**EXERCISE REQUIREMENTS:** Sift the listing for lines that hold the string "React" and pull them out.
== GIVEN INFORMATION
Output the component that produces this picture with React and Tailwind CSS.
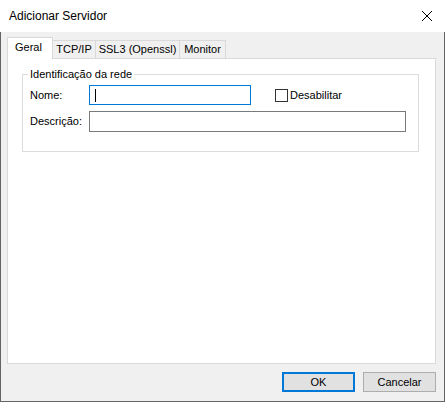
import React from 'react';

const font = { fontFamily: '"Liberation Sans", Arial, sans-serif' };

const tabs = ['TCP/IP', 'SSL3 (Openssl)', 'Monitor'];
const tabWidths = ['w-[43px]', 'w-[84px]', 'w-[46px]'];

const App = () => {
  return (
    <div
      className="w-[445px] h-[402px] flex flex-col bg-white text-[11px] text-black leading-none"
      style={font}
    >
      {/* title bar */}
      <div className="h-[32px] flex items-center justify-between pl-[9px] pr-[11px] bg-white">
        <span className="text-[12px]">Adicionar Servidor</span>
        <svg width="12" height="12" viewBox="0 0 12 12" className="mr-[1px]">
          <path d="M1 1 L11 11 M11 1 L1 11" stroke="#000" strokeWidth="1" />
        </svg>
      </div>

      {/* body */}
      <div className="flex-1 flex flex-col bg-[#f0f0f0] border-x border-b border-[#646464] pl-[6px] pr-[8px] pt-[5px]">
        {/* tabs */}
        <div className="flex items-end h-[21px]">
          <div className="w-[46px] h-[22px] -mb-px relative z-10 bg-white border border-b-0 border-[#d9d9d9] flex items-center pl-[7px] pb-[2px]">
            Geral
          </div>
          {tabs.map((t, i) => (
            <div
              key={t}
              className={`${tabWidths[i]} h-[18px] border border-l-0 border-b-0 border-[#d9d9d9] flex items-center justify-center pb-[1px]`}
            >
              {t}
            </div>
          ))}
        </div>

        {/* panel */}
        <div className="h-[306px] bg-white border border-[#d9d9d9] pl-[14px] pr-[16px] pt-[8px]">
          <fieldset className="h-[85px] border border-[#dcdcdc] pl-[7px] pr-[11px]">
            <legend className="-ml-[2px] px-[2px] leading-[14px]">Identificação da rede</legend>
            <div className="flex items-center h-[20px] mt-[4px]">
              <span className="w-[59px]">Nome:</span>
              <div className="w-[162px] h-[20px] border border-[#0078d7] flex items-center pl-[5px]">
                <div className="w-px h-[13px] bg-black" />
              </div>
              <label className="flex items-center ml-[24px]">
                <span className="w-[13px] h-[13px] border border-[#333] bg-white" />
                <span className="ml-[2px]">Desabilitar</span>
              </label>
            </div>
            <div className="flex items-center h-[21px] mt-[6px]">
              <span className="w-[59px]">Descrição:</span>
              <div className="w-[317px] h-[21px] border border-[#7a7a7a] bg-white" />
            </div>
          </fieldset>
        </div>

        {/* buttons */}
        <div className="flex justify-end gap-[8px] mt-[8px]">
          <button className="w-[73px] h-[20px] bg-[#e1e1e1] border-2 border-[#0078d7] flex items-center justify-center">
            OK
          </button>
          <button className="w-[73px] h-[20px] bg-[#e1e1e1] border border-[#adadad] flex items-center justify-center">
            Cancelar
          </button>
        </div>
      </div>
    </div>
  );
};

export default App;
====
**RESULT:**
Output the component that produces this picture with React and Tailwind CSS.
import React from 'react';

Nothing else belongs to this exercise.